Concerning, threatening or inappropriate behaviour
Examples of behaviour that undermines RMIT’s capacity to provide a safe environment for students and staff.
Concerning, threatening or inappropriate behaviour may or may not be face to face and can include emails, letters, and other similar mediums.
Concerning and inappropriate behaviour
Includes unwanted attention, unusually persistent complaining, intentional theft, sexual harassment, and unreasonable demands.
Includes angry, aggressive communications; threats to kill or harm another person; stalking, bullying; threats of self-harm or suicide; sexual assault; acts of physical violence; threats of or actual property damage; producing a weapon; and, causing a violent critical incident on campus.
Definitions of terms
Bullying is a pattern of repeated physical, verbal, psychological or social aggression that is directed towards a person by someone more powerful and is intended to cause harm, distress and/or fear.
Bullying might involve repeatedly:
- hurting someone physically
- leaving someone out
- abusing someone verbally or in writing
- insulting, belittling or intimidating someone
- using offensive language
- spreading nasty rumours or cruel teasing
- displaying offensive material
- threatening to commit violence
- committing harmful or offensive initiation practices
- behaving hostilely regarding someone’s gender or sexuality
- teasing or making someone the brunt of pranks or practical jokes
- encouraging others to participate in bullying behaviour
- interfering with someone’s materials, equipment or personal property.

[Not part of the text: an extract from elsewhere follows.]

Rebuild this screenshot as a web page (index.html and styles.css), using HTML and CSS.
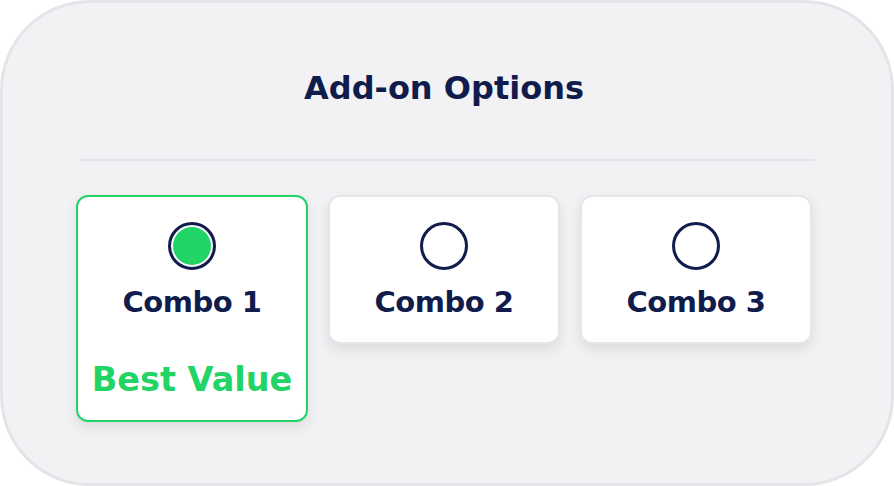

Bullying may be perpetrated by a student towards a University staff member or vice versa. It can also occur between staff members or between students.
A person can be bullied about their:
- home or family
- race or culture
- physical and mental state
What is not bullying?
Bullying is not:
- single incidents
- providing constructive criticism
- mutual conflict
- social rejection or dislike
- differences of opinion
- interpersonal conflicts.
Cyber bullying can take many forms, including:
- posting hurtful comments and embarrassing photos on social media
- sending abusive messages or images through mobile phones and on the internet
- sending emails that vilify, demean or cause humiliation to a person or group
- setting up hate websites and blogs to vilify someone
- using chat rooms, instant messaging and gaming areas to harass someone.
Sexual assault is sexual activity that a person has not consented to. It can refer to a broad range of sexual behaviours that make someone feel:
Sexual assault can include:
- indecent assault
- child sexual assault
- sexual molestation.
What is consent?
Consent is an agreement freely and voluntarily given by a person with the cognitive capacity to do so. Consent is not freely and voluntarily given if you:
- are being forced
- are unconscious or asleep
- are under the influence of drugs or alcohol
- are under threat or intimidation
- are in fear of bodily harm
- have a mistaken belief that the offender was your sexual partner.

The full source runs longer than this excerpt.